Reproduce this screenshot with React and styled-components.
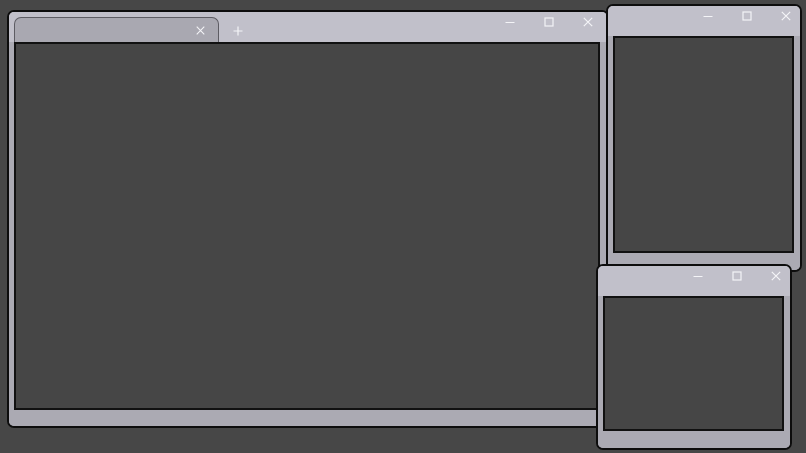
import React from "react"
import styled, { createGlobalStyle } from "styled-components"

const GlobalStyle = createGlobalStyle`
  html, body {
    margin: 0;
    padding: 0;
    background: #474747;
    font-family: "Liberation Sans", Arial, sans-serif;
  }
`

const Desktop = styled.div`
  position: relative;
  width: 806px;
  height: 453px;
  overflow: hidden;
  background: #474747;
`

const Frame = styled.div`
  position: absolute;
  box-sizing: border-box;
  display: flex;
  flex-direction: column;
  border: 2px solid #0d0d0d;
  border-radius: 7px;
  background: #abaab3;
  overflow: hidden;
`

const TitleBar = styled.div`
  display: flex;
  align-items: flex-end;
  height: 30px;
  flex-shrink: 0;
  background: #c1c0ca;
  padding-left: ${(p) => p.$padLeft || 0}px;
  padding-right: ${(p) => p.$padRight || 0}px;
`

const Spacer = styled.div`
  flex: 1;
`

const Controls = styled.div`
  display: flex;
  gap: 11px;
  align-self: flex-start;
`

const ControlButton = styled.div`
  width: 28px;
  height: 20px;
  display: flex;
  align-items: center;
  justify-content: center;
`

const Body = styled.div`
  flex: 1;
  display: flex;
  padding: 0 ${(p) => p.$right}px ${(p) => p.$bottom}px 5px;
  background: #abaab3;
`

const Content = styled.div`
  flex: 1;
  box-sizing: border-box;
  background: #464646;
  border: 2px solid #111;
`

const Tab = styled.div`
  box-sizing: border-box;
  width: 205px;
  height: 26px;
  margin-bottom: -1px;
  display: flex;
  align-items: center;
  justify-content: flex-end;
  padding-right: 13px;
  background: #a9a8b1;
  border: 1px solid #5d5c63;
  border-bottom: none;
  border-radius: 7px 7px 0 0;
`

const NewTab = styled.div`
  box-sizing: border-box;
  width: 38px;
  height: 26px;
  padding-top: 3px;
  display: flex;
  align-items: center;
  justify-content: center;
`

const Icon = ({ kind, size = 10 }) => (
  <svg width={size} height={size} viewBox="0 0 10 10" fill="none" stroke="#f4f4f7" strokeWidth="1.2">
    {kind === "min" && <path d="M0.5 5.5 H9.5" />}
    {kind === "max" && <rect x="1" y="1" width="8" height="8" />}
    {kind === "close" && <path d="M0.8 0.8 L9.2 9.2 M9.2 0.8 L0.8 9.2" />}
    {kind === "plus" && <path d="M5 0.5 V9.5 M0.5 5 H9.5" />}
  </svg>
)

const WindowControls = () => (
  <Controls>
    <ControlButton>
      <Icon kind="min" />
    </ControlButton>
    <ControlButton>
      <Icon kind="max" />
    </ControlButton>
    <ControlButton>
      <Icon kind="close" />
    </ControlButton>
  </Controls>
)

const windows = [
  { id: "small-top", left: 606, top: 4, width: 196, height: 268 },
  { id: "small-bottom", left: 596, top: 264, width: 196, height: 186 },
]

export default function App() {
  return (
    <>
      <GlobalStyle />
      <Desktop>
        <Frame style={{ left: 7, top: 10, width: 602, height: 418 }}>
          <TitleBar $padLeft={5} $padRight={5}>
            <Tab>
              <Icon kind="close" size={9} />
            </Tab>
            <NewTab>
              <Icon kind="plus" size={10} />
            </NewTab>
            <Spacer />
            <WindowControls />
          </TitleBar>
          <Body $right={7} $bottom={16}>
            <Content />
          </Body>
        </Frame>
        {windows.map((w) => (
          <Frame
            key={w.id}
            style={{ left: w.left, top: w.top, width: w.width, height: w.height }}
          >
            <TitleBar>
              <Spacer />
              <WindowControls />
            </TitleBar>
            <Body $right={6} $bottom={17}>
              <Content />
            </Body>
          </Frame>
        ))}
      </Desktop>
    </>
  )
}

Required task. Except for the pictures, reproduce every line exactly.

Problem solution.
Reproduce this screenshot with React and styled-components.
import React from "react"
import styled, { createGlobalStyle } from "styled-components"

const GlobalStyle = createGlobalStyle`
  html, body {
    margin: 0;
    padding: 0;
    background: #474747;
    font-family: "Liberation Sans", Arial, sans-serif;
  }
`

const Desktop = styled.div`
  position: relative;
  width: 806px;
  height: 453px;
  overflow: hidden;
  background: #474747;
`

const Frame = styled.div`
  position: absolute;
  box-sizing: border-box;
  display: flex;
  flex-direction: column;
  border: 2px solid #0d0d0d;
  border-radius: 7px;
  background: #abaab3;
  overflow: hidden;
`

const TitleBar = styled.div`
  display: flex;
  align-items: flex-end;
  height: 30px;
  flex-shrink: 0;
  background: #c1c0ca;
  padding-left: ${(p) => p.$padLeft || 0}px;
  padding-right: ${(p) => p.$padRight || 0}px;
`

const Spacer = styled.div`
  flex: 1;
`

const Controls = styled.div`
  display: flex;
  gap: 11px;
  align-self: flex-start;
`

const ControlButton = styled.div`
  width: 28px;
  height: 20px;
  display: flex;
  align-items: center;
  justify-content: center;
`

const Body = styled.div`
  flex: 1;
  display: flex;
  padding: 0 ${(p) => p.$right}px ${(p) => p.$bottom}px 5px;
  background: #abaab3;
`

const Content = styled.div`
  flex: 1;
  box-sizing: border-box;
  background: #464646;
  border: 2px solid #111;
`

const Tab = styled.div`
  box-sizing: border-box;
  width: 205px;
  height: 26px;
  margin-bottom: -1px;
  display: flex;
  align-items: center;
  justify-content: flex-end;
  padding-right: 13px;
  background: #a9a8b1;
  border: 1px solid #5d5c63;
  border-bottom: none;
  border-radius: 7px 7px 0 0;
`

const NewTab = styled.div`
  box-sizing: border-box;
  width: 38px;
  height: 26px;
  padding-top: 3px;
  display: flex;
  align-items: center;
  justify-content: center;
`

const Icon = ({ kind, size = 10 }) => (
  <svg width={size} height={size} viewBox="0 0 10 10" fill="none" stroke="#f4f4f7" strokeWidth="1.2">
    {kind === "min" && <path d="M0.5 5.5 H9.5" />}
    {kind === "max" && <rect x="1" y="1" width="8" height="8" />}
    {kind === "close" && <path d="M0.8 0.8 L9.2 9.2 M9.2 0.8 L0.8 9.2" />}
    {kind === "plus" && <path d="M5 0.5 V9.5 M0.5 5 H9.5" />}
  </svg>
)

const WindowControls = () => (
  <Controls>
    <ControlButton>
      <Icon kind="min" />
    </ControlButton>
    <ControlButton>
      <Icon kind="max" />
    </ControlButton>
    <ControlButton>
      <Icon kind="close" />
    </ControlButton>
  </Controls>
)

const windows = [
  { id: "small-top", left: 606, top: 4, width: 196, height: 268 },
  { id: "small-bottom", left: 596, top: 264, width: 196, height: 186 },
]

export default function App() {
  return (
    <>
      <GlobalStyle />
      <Desktop>
        <Frame style={{ left: 7, top: 10, width: 602, height: 418 }}>
          <TitleBar $padLeft={5} $padRight={5}>
            <Tab>
              <Icon kind="close" size={9} />
            </Tab>
            <NewTab>
              <Icon kind="plus" size={10} />
            </NewTab>
            <Spacer />
            <WindowControls />
          </TitleBar>
          <Body $right={7} $bottom={16}>
            <Content />
          </Body>
        </Frame>
        {windows.map((w) => (
          <Frame
            key={w.id}
            style={{ left: w.left, top: w.top, width: w.width, height: w.height }}
          >
            <TitleBar>
              <Spacer />
              <WindowControls />
            </TitleBar>
            <Body $right={6} $bottom={17}>
              <Content />
            </Body>
          </Frame>
        ))}
      </Desktop>
    </>
  )
}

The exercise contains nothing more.